CALVÁRIO
Um dia as árvores puseram-se a caminho para ungir um rei que reinasse sobre elas. Disseram à oliveira: Reina tu sobre nós! A oliveira respondeu-lhes: Renunciaria eu ao meu azeite que tanto honra aos deuses como aos homens, a fim de balançar-me por sobre as árvores?
Juízes 9, 8-9
A Parábola de Jotão (Juízes 9, 7-21), no contexto da realeza de Abimelec, escolhido como rei pelos cananeus de Siquém, ele que havia morto os seus irmãos para reinar tiranicamente no distante século XIV a.C., entre Canaã e Israel. Sofrerá, todavia, um duro revés e acaba morto e com esse desfecho continua intacta a chave de leitura deuteronomista da história da salvação: só pode haver um rei em Israel e escolhido pelo próprio IHWH, o Senhor dos senhores.
Temos assistido, quer na Europa quer na América, ao aumento da violência, quase gratuita, além de injustificada: seja pela invasão a que Rússia sujeita a Ucrânia, seja pela invasão de fanáticos armados nas escolas, hospitais, centros comerciais e templos religiosos em muitos estados americanos. Iguais manifestações acontecem na América Latina, na África e na Ásia, mas que nem sempre os meios de comunicação nos transmitem.
O poder tornou-se um bem de consumo cada vez mais procurado e desejado. Muitos fazem de tudo, inclusive manipulação de resultados e de pessoas, para chegarem a reinar. Encontram no poder um meio de auto-realização descontrolada e egoísta. É um perigo onde todos nos vemos imersos. Mesmo que não queiramos reinar, podemos ser oprimidos por pessoas comuns, mas com múltiplos tiques imperialistas e autoritários.
Lutar contra este tipo de poder absoluto e individualista significa assumir conscientemente a humildade, como virtude primeiríssima da pessoa humana. Saber olhar o serviço, igual ao do samaritano, como contraponto do poder. Acolher os outros não como meios para os meus fins, mas como fins em si mesmos, que devemos reconhecer e dignificar.
Neste sentido as instituições sociais e, particularmente, as instituições eclesiais desempenham um papel moderador e verdadeiramente formador. Servir as pessoas concretas a partir dessas instituições, fiéis ao espírito do seu fundador, é o exercício de um poder rebaixado, um trabalho simples, um ministério livre de honras e benefícios próprios. Salvaguardando o que é um direito humano e condições indispensáveis mínimas.

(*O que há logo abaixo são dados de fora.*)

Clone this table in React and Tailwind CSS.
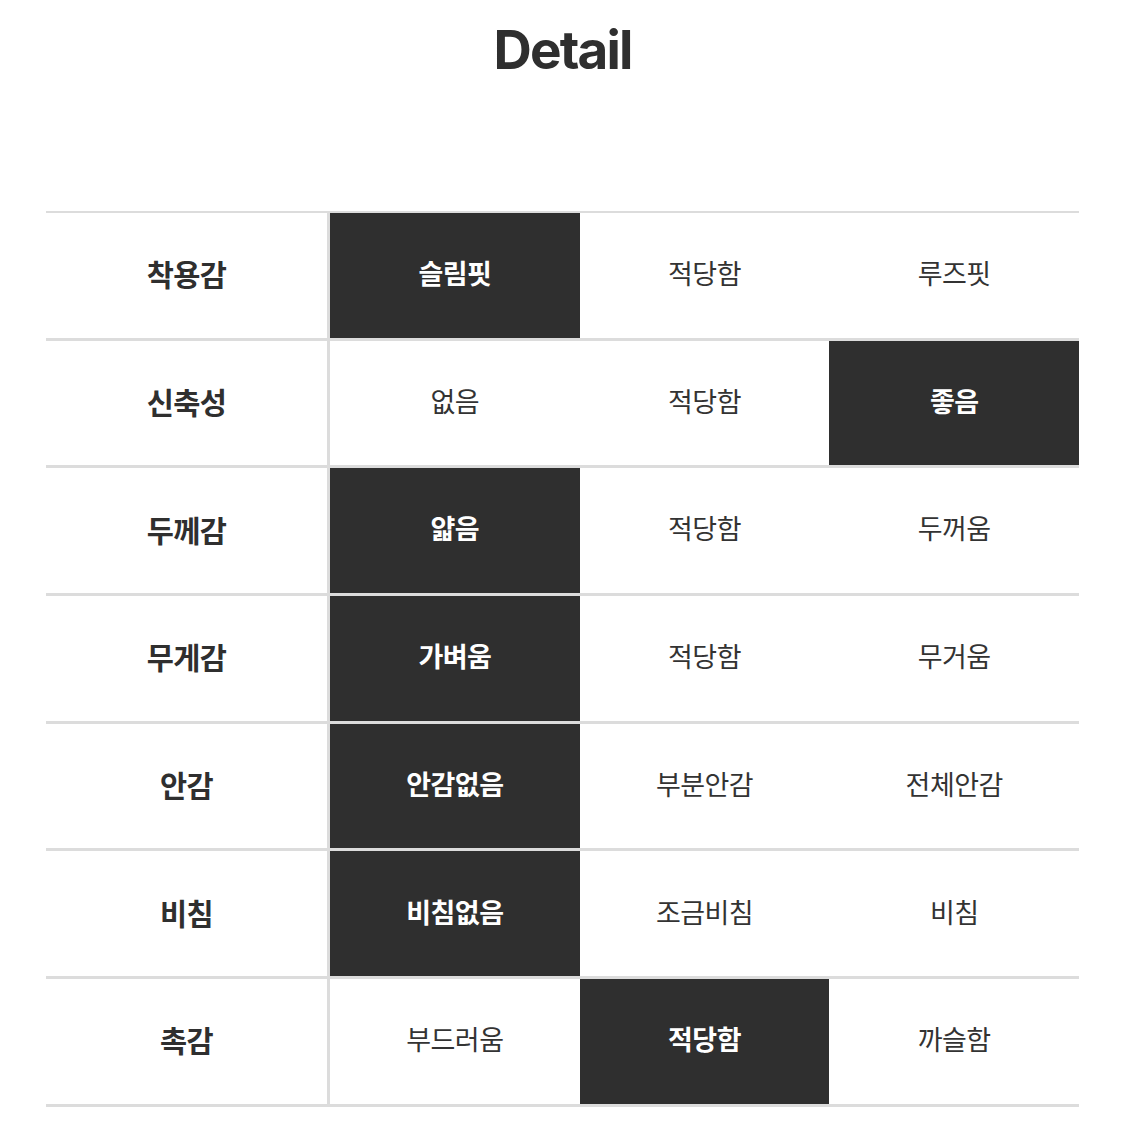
import React from 'react';

const rows = [
  { label: '착용감', options: ['슬림핏', '적당함', '루즈핏'], selected: 0 },
  { label: '신축성', options: ['없음', '적당함', '좋음'], selected: 2 },
  { label: '두께감', options: ['얇음', '적당함', '두꺼움'], selected: 0 },
  { label: '무게감', options: ['가벼움', '적당함', '무거움'], selected: 0 },
  { label: '안감', options: ['안감없음', '부분안감', '전체안감'], selected: 0 },
  { label: '비침', options: ['비침없음', '조금비침', '비침'], selected: 0 },
  { label: '촉감', options: ['부드러움', '적당함', '까슬함'], selected: 1 },
];

const App = () => {
  return (
    <div className="bg-white min-h-[1124px] text-[#333]" style={{ fontFamily: 'Inter, "Noto Sans CJK KR", sans-serif' }}>
      <h1 className="pt-[20px] text-center text-[53px] leading-[60px] font-bold tracking-[-0.035em] text-[#2f2f2f]">
        Detail
      </h1>

      <div className="mx-auto mt-[131px] w-[1033px] border-t-2 border-[#dcdcdc]">
        {rows.map((row) => (
          <div key={row.label} className="flex h-[127.7px] border-b-[3px] border-[#dcdcdc]">
            <div className="w-[284px] flex items-center justify-center border-r-[3px] border-[#dcdcdc] text-[29.5px] font-bold tracking-[-0.02em] text-[#2f2f2f]">
              {row.label}
            </div>
            {row.options.map((opt, i) => (
              <div
                key={opt + i}
                className={`flex-1 flex items-center justify-center text-[27px] tracking-[-0.02em] ${
                  i === row.selected ? 'bg-[#2f2f2f] text-white font-bold' : 'bg-white text-[#333]'
                }`}
              >
                {opt}
              </div>
            ))}
          </div>
        ))}
      </div>
    </div>
  );
};

export default App;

As nossas instituições têm o dever e a missão de devolver à sociedade pessoas comprometidas com o bem comum e não converterem-se em locais de refúgio para facilitismos ou para um horizonte de carreira.
Como dizia Pai Américo no Gaiato nº 176 de 1950: não há nada que mais desqualifique o homem do que abusar do seu posto.